▶

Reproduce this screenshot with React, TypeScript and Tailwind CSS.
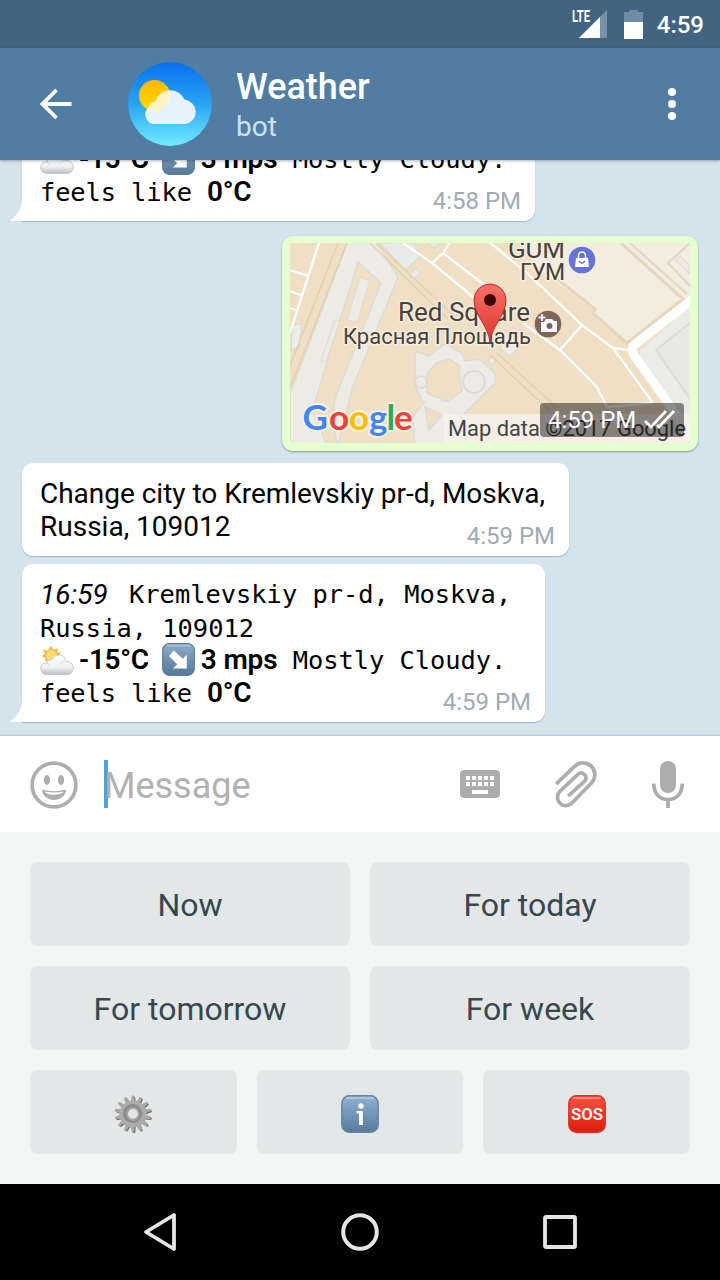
import type { ReactNode } from "react";

const mono = "relative -top-px font-['DejaVu_Sans_Mono',monospace] text-[25.4px] whitespace-pre";

function Bubble({ children, time, className, tail }: { children: ReactNode; time: string; className: string; tail?: boolean }) {
  return (
    <div className={`relative shrink-0 bg-white pl-[18px] text-[28px] text-black shadow-[0_1px_1px_rgba(110,140,165,0.55)] ${className}`}>
      {tail && (
        <svg className="absolute bottom-0 -left-3" width="13" height="26" viewBox="0 0 13 26">
          <path d="M13 0H12V5C11.5 14 7 21 0 25.2Q0 26 2 26H13Z" fill="#fff" />
        </svg>
      )}
      {children}
      <span className="absolute right-[14px] bottom-[6px] text-[24px] leading-[28px] text-[#a1aab3]">{time}</span>
    </div>
  );
}

function CloudSun() {
  return (
    <svg className="mr-[5px] shrink-0" width="34" height="34" viewBox="0 0 34 34">
      <defs>
        <linearGradient id="cloudShade" x1="0" y1="0" x2="0" y2="1">
          <stop offset="0" stopColor="#fff" />
          <stop offset=".65" stopColor="#eef0f2" />
          <stop offset="1" stopColor="#b9bfc4" />
        </linearGradient>
      </defs>
      <path d="M11 2L13 7L18 5L17 9L21 11L17 13L15 19L5 18L6 15L1 13L5 11L3 6L8 8Z" fill="#f3b93d" />
      <circle cx="11.5" cy="12.5" r="6" fill="#ffdc7a" stroke="#e9a92d" strokeWidth=".8" />
      <path d="M7 31.5C2.500 31.500 0.700 28.500 0.700 25.500C0.700 22 3.500 19.600 6.500 19.800C7.500 17.300 9.500 16.500 11.600 17C13 13.500 16 12 18.700 12C22.500 12 25.500 14.500 25.500 18.500C30 18 33.300 21 33.300 25C33.300 29 30.500 31.500 27 31.500Z" fill="url(#cloudShade)" stroke="#bcc1c5" strokeWidth=".8" />
      <path d="M6 20Q9 20 10 23M25 18.500Q22 18.500 20.500 21" fill="none" stroke="#d4d7d9" strokeWidth="1" />
    </svg>
  );
}

function Tile({ id, top, bottom, edge, size, className, children }: { id: string; top: string; bottom: string; edge: string; size: number; className?: string; children: ReactNode }) {
  return (
    <svg className={`shrink-0 ${className ?? ""}`} width={size} height={size} viewBox="0 0 38 38">
      <defs>
        <linearGradient id={id} x1="0" y1="0" x2="0" y2="1">
          <stop offset="0" stopColor={top} />
          <stop offset="1" stopColor={bottom} />
        </linearGradient>
      </defs>
      <rect x=".8" y=".8" width="36.400" height="36.400" rx="7.500" fill={`url(#${id})`} stroke={edge} strokeWidth="1.400" />
      <path d="M6 3H32" stroke="#fff" strokeOpacity=".3" strokeWidth="2" strokeLinecap="round" />
      {children}
    </svg>
  );
}

function Forecast({ city, tail }: { city: boolean; tail: string }) {
  return (
    <div className="flex flex-col">
      <div className="flex h-[33px] leading-[33px] whitespace-pre"><i className="-mt-px">16:59</i><span className={`${mono} ml-[6px]`}>{" Kremlevskiy pr-d, Moskva,"}</span></div>
      <div className="h-[32px] leading-[33px]"><span className={mono}>{city ? "Russia, 109012" : "Russia"}</span></div>
      <div className="-mt-px flex h-[33px] items-center leading-[33px]">
        <CloudSun />
        <b className="font-semibold tracking-[-0.35px]">-15°C</b>
        <Tile id={tail} top="#8eabc7" bottom="#55799a" edge="#5d7f9f" size={33} className="ml-[13px] mr-[6px]">
          <path d="M13.500 8.500L24 18L28.500 13.500V29.500H12.500L17.500 24.500L8 15Z" fill="#fff" />
        </Tile>
        <b className="font-semibold tracking-[-0.1px]">3 mps</b>
        <span className="relative top-px font-['DejaVu_Sans_Mono',monospace] text-[25.4px] tracking-[-0.05px] whitespace-pre">{" Mostly Cloudy."}</span>
      </div>
      <div className="h-[33px] leading-[33px] whitespace-pre"><span className="font-['DejaVu_Sans_Mono',monospace] text-[25.4px] tracking-[-0.1px]">{"feels like "}</span><b className="font-semibold tracking-[-0.3px]">0°C</b></div>
    </div>
  );
}

function MapPicture() {
  return (
    <svg className="block rounded-[3px]" width="400" height="200" viewBox="0 0 400 200" fontFamily="Roboto, sans-serif">
      <rect width="400" height="200" fill="#efdfc5" />
      <path d="M230 0H400V70L337 101L303 70L302 66L250 27Z" fill="#f3ecdf" />
      <path d="M331 0L393 56L337 100L303 70L305 66L262 32" fill="none" stroke="#e5d6bd" strokeWidth="3" />
      <path d="M340 0L397 51M400 0L378 20L400 43" fill="none" stroke="#e2d5c1" strokeWidth="2" />
      <path d="M390 13L400 23V31L385 17Z" fill="#eceae6" stroke="#dbd7d1" />
      <g fill="#edebe6" stroke="#dfdbd1" strokeWidth="1.500">
        <path d="M58 -2L0 151V202H48L62 146L108 34L86 -2Z" />
        <path d="M2 83L12 80L9 104L1 108Z" />
        <path d="M90 0H124L130 14L115 27Z" fill="#e9eaea" />
        <path d="M119 32L126 25L130 30L123 37Z" />
        <path d="M125 108L139 113L155 101L172 110L175 118L189 116L205 130V140L165 180L160 202H125L123 173L134 160L125 143Z" />
        <path d="M137 -1L144 5L153 0Z" />
        <path d="M213 92L222 84L232 94L227 106L220 114L211 106Z" />
        <path d="M198 118L202 113L206 117L202 122Z" />
      </g>
      <g fill="#efdfc5" stroke="#dfdbd1" strokeWidth="1.500">
        <path d="M137 131L146 120L159 116L170 123L169 129L172 148L157 159L137 150Z" />
        <path d="M135 164L152 172L139 187Z" />
        <path d="M68 19L91 40L45 155L42 181L48 202H37L22 168Z" />
      </g>
      <path d="M70 35L80 37L67 79L57 77ZM45 77L50 78L36 119L31 118Z" fill="#edebe6" stroke="#dfdbd1" />
      <g fill="#edebe6" stroke="#dad8d1" strokeWidth="1.600">
        <circle cx="184" cy="139" r="11" />
        <circle cx="131" cy="139" r="6" />
      </g>
      <path d="M57 0L0 145M48 0L0 123M80 0L158 76M86 0L172 80M200 112L260 168M207 110L266 164" fill="none" stroke="#e2d0ac" strokeWidth="1.300" />
      <path d="M400 65L350 107V113L400 181Z" fill="#ebebe8" />
      <path d="M400 80L366 107L400 156" fill="#e8e8e6" stroke="#dcdcda" strokeWidth="2" />
      <g fill="none" stroke="#fff" strokeWidth="2.300">
        <path d="M29 0L0 90M0 27L19 33M0 48L11 52M0 65L6 67" />
        <path d="M113 0L142 20L183 54M160 -1L153 10L142 20M153 10L197 44" />
        <path d="M198 -2L237 30L292 82L323 105L363 160M233 80L270 107L307 144L317 164L363 160M292 82L270 107M323 105L339 107" />
      </g>
      <path d="M403 56L343 103Q341 107 344 112L404 196" fill="none" stroke="#fff" strokeWidth="9" />
      <g fill="#47403b" stroke="#f5eddf" strokeWidth="3" paintOrder="stroke" strokeLinejoin="round">
        <text x="218" y="15" fontSize="26" textLength="57">GUM</text>
        <text x="230" y="37" fontSize="23" textLength="45">ГУМ</text>
        <text x="108" y="78" fontSize="26" textLength="132">Red Square</text>
        <text x="53" y="101" fontSize="22" textLength="188">Красная Площадь</text>
      </g>
      <circle cx="292" cy="17" r="13.300" fill="#6673d9" />
      <path d="M286 15H298L299 24H285Z" fill="#fff" />
      <path d="M288.500 15V12.500A3.500 3.500 0 0 1 295.500 12.500V15" fill="none" stroke="#fff" strokeWidth="1.500" />
      <path d="M289 18Q292 22 295 18" fill="none" stroke="#6673d9" strokeWidth="1.500" />
      <circle cx="258" cy="81" r="13.300" fill="#80635a" />
      <path d="M251 79H254L256 76H262L264 78H267V89H251Z" fill="#fff" />
      <circle cx="259.500" cy="83" r="3" fill="#80635a" />
      <path d="M252 71V78M248.500 74.500H255.500" stroke="#fff" strokeWidth="1.800" />
      <defs>
        <linearGradient id="pin" x1="0" y1="0" x2="0" y2="1">
          <stop offset="0" stopColor="#f5706a" />
          <stop offset="1" stopColor="#e0332e" />
        </linearGradient>
      </defs>
      <path d="M200 100C198.500 82 184 73 184 57A16 16 0 0 1 216 57C216 73 201.500 82 200 100Z" fill="url(#pin)" stroke="#b8322d" strokeWidth="1" />
      <circle cx="200" cy="57" r="6" fill="#3c0705" />
      <text y="187" fontFamily="Lato, sans-serif" fontSize="35" fontWeight="700" stroke="#f7f0e4" strokeWidth="4" paintOrder="stroke" strokeLinejoin="round">
        <tspan x="12.500" fill="#4285f4">G</tspan>
        <tspan x="39" fill="#ea4335">o</tspan>
        <tspan x="59" fill="#fbbc05">o</tspan>
        <tspan x="79" fill="#4285f4">g</tspan>
        <tspan x="96.500" fill="#34a853">l</tspan>
        <tspan x="104" fill="#ea4335">e</tspan>
      </text>
      <rect x="154" y="171" width="246" height="29" fill="#f7f3ee" fillOpacity=".82" />
      <text x="158" y="193" fontSize="22" fill="#444" textLength="238" lengthAdjust="spacingAndGlyphs">Map data ©2017 Google</text>
    </svg>
  );
}

function Key({ children }: { children: ReactNode }) {
  return <button className="flex h-[84px] flex-1 items-center justify-center rounded-[7px] bg-[#e3e7e8] pt-[2px] text-[32px] text-[#36474f]">{children}</button>;
}

function Gear() {
  const teeth = Array.from({ length: 14 }, (_, i) => i * (360 / 14));
  return (
    <svg className="mt-[2px]" width="38" height="38" viewBox="0 0 38 38">
      <g fill="#666" transform="translate(.9 .9)">
        {teeth.map((a) => <path key={a} d="M17 8L17.700 1.300Q19 .2 20.200 1.300L21 8Z" transform={`rotate(${a} 19 19)`} />)}
      </g>
      <g fill="#a6a6a6">
        {teeth.map((a) => <path key={a} d="M16.800 8L17.700 .8Q19 0 20.200 .8L21.200 8Z" transform={`rotate(${a} 19 19)`} />)}
      </g>
      <circle cx="19" cy="19" r="9.300" fill="none" stroke="#acacac" strokeWidth="8.500" />
      <circle cx="18.500" cy="18.500" r="7.500" fill="none" stroke="#8c8c8c" strokeWidth="4" />
      <circle cx="19" cy="19" r="5.900" fill="none" stroke="#aaa" strokeWidth="1.500" />
    </svg>
  );
}

export default function App() {
  return (
    <div className="flex h-[1280px] w-[720px] flex-col overflow-hidden bg-[#d5e3ec] font-[Roboto,sans-serif]">
      <div className="flex h-12 shrink-0 items-center justify-end bg-[#426480] pr-4">
        <svg width="80" height="48" viewBox="0 0 80 48">
          <text x="5" y="22" fontSize="17" fontWeight="700" fill="#fff" textLength="18" lengthAdjust="spacingAndGlyphs">LTE</text>
          <path d="M40 10V38H12Z" fill="#7893a9" />
          <path d="M33 17V38H12Z" fill="#fff" />
          <path d="M57 22V12H62V10H71V12H76V22Z" fill="#6f8ca4" />
          <path d="M57 22H76V39H57Z" fill="#fff" />
        </svg>
        <span className="mt-px ml-[10px] text-[24px] font-medium text-white">4:59</span>
      </div>

      <header className="relative z-10 flex h-28 shrink-0 items-center bg-[#517da2] shadow-[0_1px_3px_rgba(0,0,0,0.3)]">
        <svg className="ml-10" width="32" height="32" viewBox="0 0 32 32">
          <path d="M31.500 16H3M16.500 2L2.500 16L16.500 30" fill="none" stroke="#fff" strokeWidth="3.800" />
        </svg>
        <svg className="ml-14" width="84" height="84" viewBox="0 0 84 84">
          <defs>
            <linearGradient id="sky" x1="0" y1="0" x2="0" y2="1">
              <stop offset="0" stopColor="#0b70ed" />
              <stop offset=".5" stopColor="#29a4f3" />
              <stop offset="1" stopColor="#72ebff" />
            </linearGradient>
            <linearGradient id="sunFill" x1="0" y1="0" x2="0" y2="1">
              <stop offset="0" stopColor="#ffb800" />
              <stop offset="1" stopColor="#ffdc00" />
            </linearGradient>
          </defs>
          <circle cx="42" cy="42" r="42" fill="url(#sky)" />
          <circle cx="26.500" cy="33.500" r="15.500" fill="url(#sunFill)" />
          <path id="cloudShape" d="M28 62A9.500 9.500 0 0 1 20.500 45.500A9 9 0 0 1 27.500 39.500A15.500 15.500 0 0 1 56.500 37.500A13 12.500 0 0 1 58 62Z" fill="#edf6fc" fillOpacity=".96" />
          <clipPath id="sunClip"><circle cx="26.500" cy="33.500" r="15.500" /></clipPath>
          <path d="M28 62A9.500 9.500 0 0 1 20.500 45.500A9 9 0 0 1 27.500 39.500A15.500 15.500 0 0 1 56.500 37.500A13 12.500 0 0 1 58 62Z" clipPath="url(#sunClip)" fill="#fff3c8" />
        </svg>
        <div className="ml-6 flex flex-col pt-[2px]">
          <span className="text-[36px] leading-[42px] font-medium text-white">Weather</span>
          <span className="mt-[1px] text-[28px] leading-[36px] text-[#cbe3f7]">bot</span>
        </div>
        <div className="mr-11 ml-auto flex flex-col gap-1">
          <i className="size-2 rounded-full bg-white" />
          <i className="size-2 rounded-full bg-white" />
          <i className="size-2 rounded-full bg-white" />
        </div>
      </header>

      <main className="flex h-[576px] shrink-0 flex-col justify-end overflow-hidden bg-[#d5e3ec] pb-[14px] pl-[22px]">
        <Bubble time="4:58 PM" tail className="h-[158px] w-[513px] rounded-[11px] rounded-bl-none pt-[15px]">
          <Forecast city={false} tail="windA" />
        </Bubble>
        <div className="relative mt-[15px] mr-[22px] h-[215px] w-[416px] shrink-0 self-end rounded-[11px] bg-[#e6ffd1] px-2 pt-[7px] shadow-[0_1px_2px_rgba(90,130,110,0.7)]">
          <MapPicture />
          <div className="absolute right-[14px] bottom-[14px] flex h-[34px] w-[144px] items-center rounded-[4px] bg-black/45 pl-2 text-[24px] text-white">
            4:59 PM
            <svg className="ml-[8px]" width="32" height="22" viewBox="0 0 32 22">
              <path d="M1 12L7 18L22 2M13 16L15 18L30 2" fill="none" stroke="#fff" strokeWidth="2.800" />
            </svg>
          </div>
        </div>
        <Bubble time="4:59 PM" className="mt-3 h-[93px] w-[547px] rounded-[11px] pt-[14px] leading-[33px]">
          <div className="tracking-[-0.02px] whitespace-nowrap">Change city to Kremlevskiy pr-d, Moskva,</div>
          <div>Russia, 109012</div>
        </Bubble>
        <Bubble time="4:59 PM" tail className="mt-2 h-[158px] w-[523px] rounded-[11px] rounded-bl-none pt-[15px]">
          <Forecast city tail="windB" />
        </Bubble>
      </main>

      <div className="relative flex h-24 shrink-0 items-center bg-white shadow-[0_-1px_2px_rgba(90,130,160,0.35)]">
        <svg className="mt-[2px] ml-[30px]" width="48" height="48" viewBox="0 0 48 48">
          <circle cx="24" cy="24" r="21.900" fill="none" stroke="#adadad" strokeWidth="3.600" />
          <ellipse cx="17" cy="19" rx="3.100" ry="5" fill="#adadad" />
          <ellipse cx="31" cy="19" rx="3.100" ry="5" fill="#adadad" />
          <path d="M12 28.500Q24 32 36 28.500C36 34.500 30 39 24 39S12 34.500 12 28.500ZM14.500 30.500C17 34.800 31 34.800 33.500 30.500Q24 32.500 14.500 30.500Z" fill="#adadad" fillRule="evenodd" />
        </svg>
        <i className="-mt-px ml-[26px] h-12 w-[4px] bg-[#51a0db]" />
        <span className="relative z-10 -ml-[4px] mt-[3px] text-[36px] text-[#b2b2b2]">Message</span>
        <svg className="ml-auto" width="40" height="28" viewBox="0 0 40 28">
          <rect width="40" height="28" rx="4" fill="#adadad" />
          <path d="M6 6h4v4H6zM12 6h4v4h-4zM18 6h4v4h-4zM24 6h4v4h-4zM30 6h4v4h-4zM6 12h4v4H6zM12 12h4v4h-4zM18 12h4v4h-4zM24 12h4v4h-4zM30 12h4v4h-4zM12 20h16v4H12z" fill="#fff" />
        </svg>
        <svg className="ml-[54px]" width="44" height="48" viewBox="0 0 44 48">
          <path d="M1.800 23.500L20 6A11.700 11.700 0 0 1 37.500 22L18 42A8 8 0 0 1 5.300 31L25 12.500A5.200 5.200 0 0 1 31 20L14 35.500" transform="translate(.2 .7)" fill="none" stroke="#adadad" strokeWidth="3.700" />
        </svg>
        <svg className="mr-9 ml-[54px]" width="32" height="48" viewBox="0 0 32 48">
          <rect x="8" y="1" width="16" height="32" rx="8" fill="#adadad" />
          <path d="M1.800 23.500C1.800 34 8 39.500 16 39.500S30.200 34 30.200 23.500M16 39V48" fill="none" stroke="#adadad" strokeWidth="3.700" />
        </svg>
      </div>

      <section className="flex h-[352px] shrink-0 flex-col gap-5 bg-[#f4f6f6] px-[30px] pt-[30px]">
        <div className="flex gap-5"><Key>Now</Key><Key>For today</Key></div>
        <div className="flex gap-5"><Key>For tomorrow</Key><Key>For week</Key></div>
        <div className="flex gap-5">
          <Key><Gear /></Key>
          <Key>
            <Tile id="infoTile" top="#91b1d1" bottom="#557b9d" edge="#6483a0" size={38} className="mt-[2px]">
              <circle cx="20" cy="11" r="2.700" fill="#fff" />
              <path d="M15.500 16H21.800V30H18V18.500H15.500Z" fill="#fff" />
            </Tile>
          </Key>
          <Key>
            <Tile id="sosTile" top="#ff5141" bottom="#dc1d0c" edge="#d63624" size={38} className="mt-[2px]">
              <text x="19" y="25" textAnchor="middle" fontFamily="Roboto, sans-serif" fontWeight="600" fontSize="16.500" textLength="32" lengthAdjust="spacingAndGlyphs" fill="#fff">SOS</text>
            </Tile>
          </Key>
        </div>
      </section>

      <nav className="flex h-24 shrink-0 items-center justify-between bg-black px-[140px]">
        <svg width="40" height="40" viewBox="0 0 40 40"><path d="M34 3V37L6 20Z" fill="none" stroke="#e6e6e6" strokeWidth="3.800" strokeLinejoin="round" /></svg>
        <svg width="40" height="40" viewBox="0 0 40 40"><circle cx="20" cy="20" r="16.800" fill="none" stroke="#e6e6e6" strokeWidth="4" /></svg>
        <svg width="40" height="40" viewBox="0 0 40 40"><rect x="5" y="5" width="30" height="30" rx="1" fill="none" stroke="#e6e6e6" strokeWidth="3.800" /></svg>
      </nav>
    </div>
  );
}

◀

Exactly reproduce the run of lines from the start of the listing through the line with "-top-px font-['DejaVu_Sans_Mono',monospace] text-[25.4px]", inclusive; pictures are not copied.

Reproduce this screenshot with React, TypeScript and Tailwind CSS.
import type { ReactNode } from "react";

const mono = "relative -top-px font-['DejaVu_Sans_Mono',monospace] text-[25.4px] whitespace-pre";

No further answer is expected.